Pages as source code
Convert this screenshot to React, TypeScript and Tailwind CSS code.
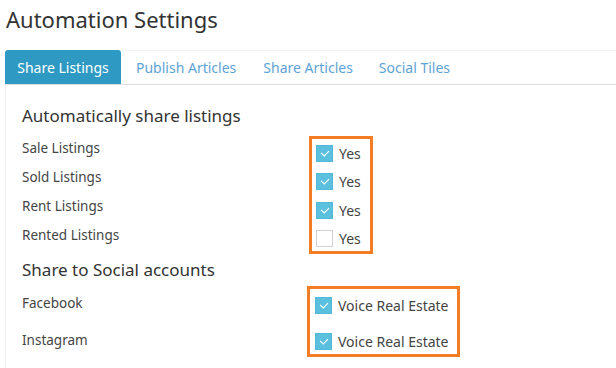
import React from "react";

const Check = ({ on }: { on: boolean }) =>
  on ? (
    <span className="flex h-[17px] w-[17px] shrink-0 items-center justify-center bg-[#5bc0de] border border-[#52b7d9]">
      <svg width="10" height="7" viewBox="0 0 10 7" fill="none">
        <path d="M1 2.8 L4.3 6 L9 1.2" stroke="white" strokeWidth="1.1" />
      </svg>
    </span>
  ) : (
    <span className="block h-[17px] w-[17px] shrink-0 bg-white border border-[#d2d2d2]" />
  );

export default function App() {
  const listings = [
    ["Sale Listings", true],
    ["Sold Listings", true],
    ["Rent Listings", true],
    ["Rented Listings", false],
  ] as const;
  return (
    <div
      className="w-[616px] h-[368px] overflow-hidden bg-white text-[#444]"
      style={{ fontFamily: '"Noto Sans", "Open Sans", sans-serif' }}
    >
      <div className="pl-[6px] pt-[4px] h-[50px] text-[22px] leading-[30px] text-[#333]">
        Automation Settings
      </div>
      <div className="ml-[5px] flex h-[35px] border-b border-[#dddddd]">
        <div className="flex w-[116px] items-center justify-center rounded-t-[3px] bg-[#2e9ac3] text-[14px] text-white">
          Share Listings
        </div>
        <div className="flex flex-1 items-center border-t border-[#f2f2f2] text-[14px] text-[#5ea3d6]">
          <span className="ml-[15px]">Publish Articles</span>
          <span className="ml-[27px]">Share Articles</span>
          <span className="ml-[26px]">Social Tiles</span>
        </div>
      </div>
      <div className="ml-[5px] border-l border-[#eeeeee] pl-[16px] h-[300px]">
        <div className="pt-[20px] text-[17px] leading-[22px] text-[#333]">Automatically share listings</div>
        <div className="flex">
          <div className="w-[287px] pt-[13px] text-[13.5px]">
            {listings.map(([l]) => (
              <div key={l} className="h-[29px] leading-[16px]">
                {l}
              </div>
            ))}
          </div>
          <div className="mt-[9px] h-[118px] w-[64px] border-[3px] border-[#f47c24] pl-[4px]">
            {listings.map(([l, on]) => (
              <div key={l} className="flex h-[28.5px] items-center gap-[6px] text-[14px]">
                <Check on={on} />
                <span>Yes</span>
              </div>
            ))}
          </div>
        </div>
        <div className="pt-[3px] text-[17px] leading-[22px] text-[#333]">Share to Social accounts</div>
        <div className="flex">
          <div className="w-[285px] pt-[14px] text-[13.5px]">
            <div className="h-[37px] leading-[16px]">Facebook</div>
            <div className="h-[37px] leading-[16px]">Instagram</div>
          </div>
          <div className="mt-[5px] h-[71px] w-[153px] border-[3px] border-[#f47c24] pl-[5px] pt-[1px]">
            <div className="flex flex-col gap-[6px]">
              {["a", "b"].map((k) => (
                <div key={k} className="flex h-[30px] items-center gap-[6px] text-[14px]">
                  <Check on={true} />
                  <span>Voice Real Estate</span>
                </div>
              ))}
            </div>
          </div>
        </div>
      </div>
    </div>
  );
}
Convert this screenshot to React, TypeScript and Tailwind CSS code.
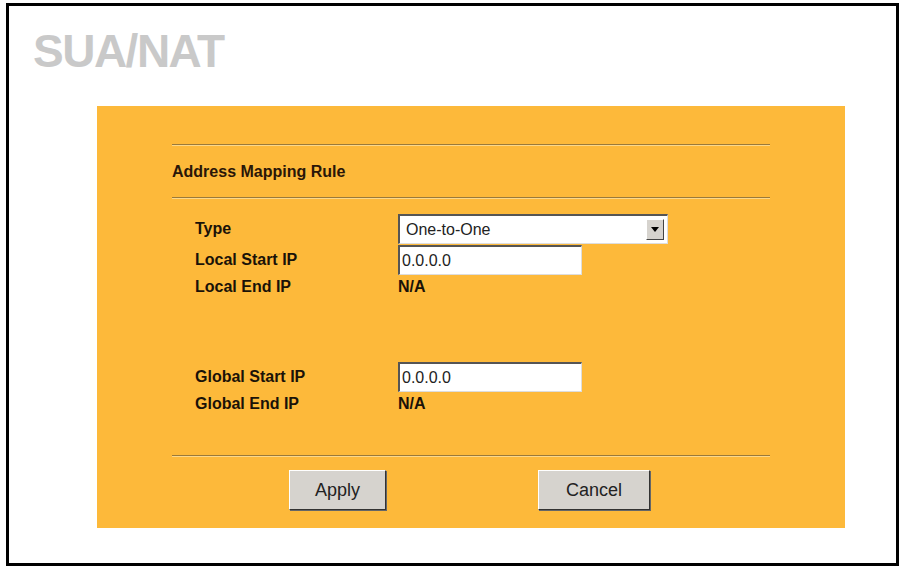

*Stated goal*. Return the full material word for word. Do not include the pictures.

*Full solution*.
Convert this screenshot to React, TypeScript and Tailwind CSS code.
import React from "react";

const Check = ({ on }: { on: boolean }) =>
  on ? (
    <span className="flex h-[17px] w-[17px] shrink-0 items-center justify-center bg-[#5bc0de] border border-[#52b7d9]">
      <svg width="10" height="7" viewBox="0 0 10 7" fill="none">
        <path d="M1 2.8 L4.3 6 L9 1.2" stroke="white" strokeWidth="1.1" />
      </svg>
    </span>
  ) : (
    <span className="block h-[17px] w-[17px] shrink-0 bg-white border border-[#d2d2d2]" />
  );

export default function App() {
  const listings = [
    ["Sale Listings", true],
    ["Sold Listings", true],
    ["Rent Listings", true],
    ["Rented Listings", false],
  ] as const;
  return (
    <div
      className="w-[616px] h-[368px] overflow-hidden bg-white text-[#444]"
      style={{ fontFamily: '"Noto Sans", "Open Sans", sans-serif' }}
    >
      <div className="pl-[6px] pt-[4px] h-[50px] text-[22px] leading-[30px] text-[#333]">
        Automation Settings
      </div>
      <div className="ml-[5px] flex h-[35px] border-b border-[#dddddd]">
        <div className="flex w-[116px] items-center justify-center rounded-t-[3px] bg-[#2e9ac3] text-[14px] text-white">
          Share Listings
        </div>
        <div className="flex flex-1 items-center border-t border-[#f2f2f2] text-[14px] text-[#5ea3d6]">
          <span className="ml-[15px]">Publish Articles</span>
          <span className="ml-[27px]">Share Articles</span>
          <span className="ml-[26px]">Social Tiles</span>
        </div>
      </div>
      <div className="ml-[5px] border-l border-[#eeeeee] pl-[16px] h-[300px]">
        <div className="pt-[20px] text-[17px] leading-[22px] text-[#333]">Automatically share listings</div>
        <div className="flex">
          <div className="w-[287px] pt-[13px] text-[13.5px]">
            {listings.map(([l]) => (
              <div key={l} className="h-[29px] leading-[16px]">
                {l}
              </div>
            ))}
          </div>
          <div className="mt-[9px] h-[118px] w-[64px] border-[3px] border-[#f47c24] pl-[4px]">
            {listings.map(([l, on]) => (
              <div key={l} className="flex h-[28.5px] items-center gap-[6px] text-[14px]">
                <Check on={on} />
                <span>Yes</span>
              </div>
            ))}
          </div>
        </div>
        <div className="pt-[3px] text-[17px] leading-[22px] text-[#333]">Share to Social accounts</div>
        <div className="flex">
          <div className="w-[285px] pt-[14px] text-[13.5px]">
            <div className="h-[37px] leading-[16px]">Facebook</div>
            <div className="h-[37px] leading-[16px]">Instagram</div>
          </div>
          <div className="mt-[5px] h-[71px] w-[153px] border-[3px] border-[#f47c24] pl-[5px] pt-[1px]">
            <div className="flex flex-col gap-[6px]">
              {["a", "b"].map((k) => (
                <div key={k} className="flex h-[30px] items-center gap-[6px] text-[14px]">
                  <Check on={true} />
                  <span>Voice Real Estate</span>
                </div>
              ))}
            </div>
          </div>
        </div>
      </div>
    </div>
  );
}
Convert this screenshot to React, TypeScript and Tailwind CSS code.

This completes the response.